#### EXERCISE INSTRUCTIONS
Go through the records and give each one again exactly.

————

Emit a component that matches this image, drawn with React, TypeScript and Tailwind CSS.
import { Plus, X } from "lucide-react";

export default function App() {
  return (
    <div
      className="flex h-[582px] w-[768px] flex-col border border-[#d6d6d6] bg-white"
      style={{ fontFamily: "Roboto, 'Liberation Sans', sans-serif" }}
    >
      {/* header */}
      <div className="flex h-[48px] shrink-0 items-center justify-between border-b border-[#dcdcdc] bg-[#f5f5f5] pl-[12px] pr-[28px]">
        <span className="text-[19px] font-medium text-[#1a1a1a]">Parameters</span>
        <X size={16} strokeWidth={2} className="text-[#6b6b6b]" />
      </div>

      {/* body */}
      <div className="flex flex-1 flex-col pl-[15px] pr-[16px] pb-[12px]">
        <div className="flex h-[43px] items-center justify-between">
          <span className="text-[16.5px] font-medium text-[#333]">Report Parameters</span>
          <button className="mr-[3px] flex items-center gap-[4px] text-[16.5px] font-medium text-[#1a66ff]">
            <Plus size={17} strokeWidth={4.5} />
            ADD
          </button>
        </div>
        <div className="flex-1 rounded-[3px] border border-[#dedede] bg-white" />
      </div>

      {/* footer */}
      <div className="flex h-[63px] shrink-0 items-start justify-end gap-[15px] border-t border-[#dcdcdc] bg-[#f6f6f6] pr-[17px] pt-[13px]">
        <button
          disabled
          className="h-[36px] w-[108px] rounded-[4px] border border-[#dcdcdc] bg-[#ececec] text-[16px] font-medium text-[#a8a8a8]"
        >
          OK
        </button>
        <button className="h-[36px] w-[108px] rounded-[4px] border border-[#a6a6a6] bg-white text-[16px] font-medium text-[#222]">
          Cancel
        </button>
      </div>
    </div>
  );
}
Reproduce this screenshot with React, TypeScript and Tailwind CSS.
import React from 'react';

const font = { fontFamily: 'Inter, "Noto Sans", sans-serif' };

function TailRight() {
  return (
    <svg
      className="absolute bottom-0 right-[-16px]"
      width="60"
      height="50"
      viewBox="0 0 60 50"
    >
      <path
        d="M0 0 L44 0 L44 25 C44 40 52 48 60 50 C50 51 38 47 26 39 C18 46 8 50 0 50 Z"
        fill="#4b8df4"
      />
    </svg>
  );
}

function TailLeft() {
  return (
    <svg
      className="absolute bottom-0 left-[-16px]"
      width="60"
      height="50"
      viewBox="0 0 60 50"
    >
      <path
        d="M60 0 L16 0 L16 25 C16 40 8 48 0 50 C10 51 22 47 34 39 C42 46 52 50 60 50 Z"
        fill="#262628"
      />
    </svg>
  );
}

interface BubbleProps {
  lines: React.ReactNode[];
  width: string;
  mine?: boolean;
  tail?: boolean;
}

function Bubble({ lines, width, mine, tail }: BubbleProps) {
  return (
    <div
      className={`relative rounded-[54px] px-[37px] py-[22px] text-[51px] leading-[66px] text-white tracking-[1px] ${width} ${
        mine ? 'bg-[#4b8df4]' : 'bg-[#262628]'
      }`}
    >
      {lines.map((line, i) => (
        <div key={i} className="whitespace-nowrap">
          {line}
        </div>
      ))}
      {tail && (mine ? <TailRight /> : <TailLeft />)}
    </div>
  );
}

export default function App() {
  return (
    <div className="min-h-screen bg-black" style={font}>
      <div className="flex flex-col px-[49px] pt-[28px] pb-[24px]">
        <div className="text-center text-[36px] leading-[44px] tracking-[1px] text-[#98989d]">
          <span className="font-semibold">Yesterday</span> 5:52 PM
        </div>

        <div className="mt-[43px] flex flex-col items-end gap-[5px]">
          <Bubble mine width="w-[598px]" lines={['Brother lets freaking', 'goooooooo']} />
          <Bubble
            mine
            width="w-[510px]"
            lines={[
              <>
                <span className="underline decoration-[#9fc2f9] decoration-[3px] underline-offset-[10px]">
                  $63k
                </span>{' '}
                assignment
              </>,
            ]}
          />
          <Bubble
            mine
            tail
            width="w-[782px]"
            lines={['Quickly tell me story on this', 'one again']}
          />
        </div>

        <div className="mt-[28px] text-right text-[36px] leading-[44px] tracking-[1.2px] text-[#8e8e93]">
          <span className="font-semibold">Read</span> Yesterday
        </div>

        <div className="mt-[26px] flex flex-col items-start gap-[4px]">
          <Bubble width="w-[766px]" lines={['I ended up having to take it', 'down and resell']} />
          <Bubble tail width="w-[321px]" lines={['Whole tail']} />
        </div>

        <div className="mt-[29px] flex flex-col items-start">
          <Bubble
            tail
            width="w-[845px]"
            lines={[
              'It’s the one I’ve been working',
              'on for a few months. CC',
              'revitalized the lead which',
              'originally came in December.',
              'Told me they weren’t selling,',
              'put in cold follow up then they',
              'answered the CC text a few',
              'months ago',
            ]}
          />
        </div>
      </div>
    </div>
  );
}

————

#### FULL SOLUTION
Emit a component that matches this image, drawn with React, TypeScript and Tailwind CSS.
import { Plus, X } from "lucide-react";

export default function App() {
  return (
    <div
      className="flex h-[582px] w-[768px] flex-col border border-[#d6d6d6] bg-white"
      style={{ fontFamily: "Roboto, 'Liberation Sans', sans-serif" }}
    >
      {/* header */}
      <div className="flex h-[48px] shrink-0 items-center justify-between border-b border-[#dcdcdc] bg-[#f5f5f5] pl-[12px] pr-[28px]">
        <span className="text-[19px] font-medium text-[#1a1a1a]">Parameters</span>
        <X size={16} strokeWidth={2} className="text-[#6b6b6b]" />
      </div>

      {/* body */}
      <div className="flex flex-1 flex-col pl-[15px] pr-[16px] pb-[12px]">
        <div className="flex h-[43px] items-center justify-between">
          <span className="text-[16.5px] font-medium text-[#333]">Report Parameters</span>
          <button className="mr-[3px] flex items-center gap-[4px] text-[16.5px] font-medium text-[#1a66ff]">
            <Plus size={17} strokeWidth={4.5} />
            ADD
          </button>
        </div>
        <div className="flex-1 rounded-[3px] border border-[#dedede] bg-white" />
      </div>

      {/* footer */}
      <div className="flex h-[63px] shrink-0 items-start justify-end gap-[15px] border-t border-[#dcdcdc] bg-[#f6f6f6] pr-[17px] pt-[13px]">
        <button
          disabled
          className="h-[36px] w-[108px] rounded-[4px] border border-[#dcdcdc] bg-[#ececec] text-[16px] font-medium text-[#a8a8a8]"
        >
          OK
        </button>
        <button className="h-[36px] w-[108px] rounded-[4px] border border-[#a6a6a6] bg-white text-[16px] font-medium text-[#222]">
          Cancel
        </button>
      </div>
    </div>
  );
}
Reproduce this screenshot with React, TypeScript and Tailwind CSS.
import React from 'react';

const font = { fontFamily: 'Inter, "Noto Sans", sans-serif' };

function TailRight() {
  return (
    <svg
      className="absolute bottom-0 right-[-16px]"
      width="60"
      height="50"
      viewBox="0 0 60 50"
    >
      <path
        d="M0 0 L44 0 L44 25 C44 40 52 48 60 50 C50 51 38 47 26 39 C18 46 8 50 0 50 Z"
        fill="#4b8df4"
      />
    </svg>
  );
}

function TailLeft() {
  return (
    <svg
      className="absolute bottom-0 left-[-16px]"
      width="60"
      height="50"
      viewBox="0 0 60 50"
    >
      <path
        d="M60 0 L16 0 L16 25 C16 40 8 48 0 50 C10 51 22 47 34 39 C42 46 52 50 60 50 Z"
        fill="#262628"
      />
    </svg>
  );
}

interface BubbleProps {
  lines: React.ReactNode[];
  width: string;
  mine?: boolean;
  tail?: boolean;
}

function Bubble({ lines, width, mine, tail }: BubbleProps) {
  return (
    <div
      className={`relative rounded-[54px] px-[37px] py-[22px] text-[51px] leading-[66px] text-white tracking-[1px] ${width} ${
        mine ? 'bg-[#4b8df4]' : 'bg-[#262628]'
      }`}
    >
      {lines.map((line, i) => (
        <div key={i} className="whitespace-nowrap">
          {line}
        </div>
      ))}
      {tail && (mine ? <TailRight /> : <TailLeft />)}
    </div>
  );
}

export default function App() {
  return (
    <div className="min-h-screen bg-black" style={font}>
      <div className="flex flex-col px-[49px] pt-[28px] pb-[24px]">
        <div className="text-center text-[36px] leading-[44px] tracking-[1px] text-[#98989d]">
          <span className="font-semibold">Yesterday</span> 5:52 PM
        </div>

        <div className="mt-[43px] flex flex-col items-end gap-[5px]">
          <Bubble mine width="w-[598px]" lines={['Brother lets freaking', 'goooooooo']} />
          <Bubble
            mine
            width="w-[510px]"
            lines={[
              <>
                <span className="underline decoration-[#9fc2f9] decoration-[3px] underline-offset-[10px]">
                  $63k
                </span>{' '}
                assignment
              </>,
            ]}
          />
          <Bubble
            mine
            tail
            width="w-[782px]"
            lines={['Quickly tell me story on this', 'one again']}
          />
        </div>

        <div className="mt-[28px] text-right text-[36px] leading-[44px] tracking-[1.2px] text-[#8e8e93]">
          <span className="font-semibold">Read</span> Yesterday
        </div>

        <div className="mt-[26px] flex flex-col items-start gap-[4px]">
          <Bubble width="w-[766px]" lines={['I ended up having to take it', 'down and resell']} />
          <Bubble tail width="w-[321px]" lines={['Whole tail']} />
        </div>

        <div className="mt-[29px] flex flex-col items-start">
          <Bubble
            tail
            width="w-[845px]"
            lines={[
              'It’s the one I’ve been working',
              'on for a few months. CC',
              'revitalized the lead which',
              'originally came in December.',
              'Told me they weren’t selling,',
              'put in cold follow up then they',
              'answered the CC text a few',
              'months ago',
            ]}
          />
        </div>
      </div>
    </div>
  );
}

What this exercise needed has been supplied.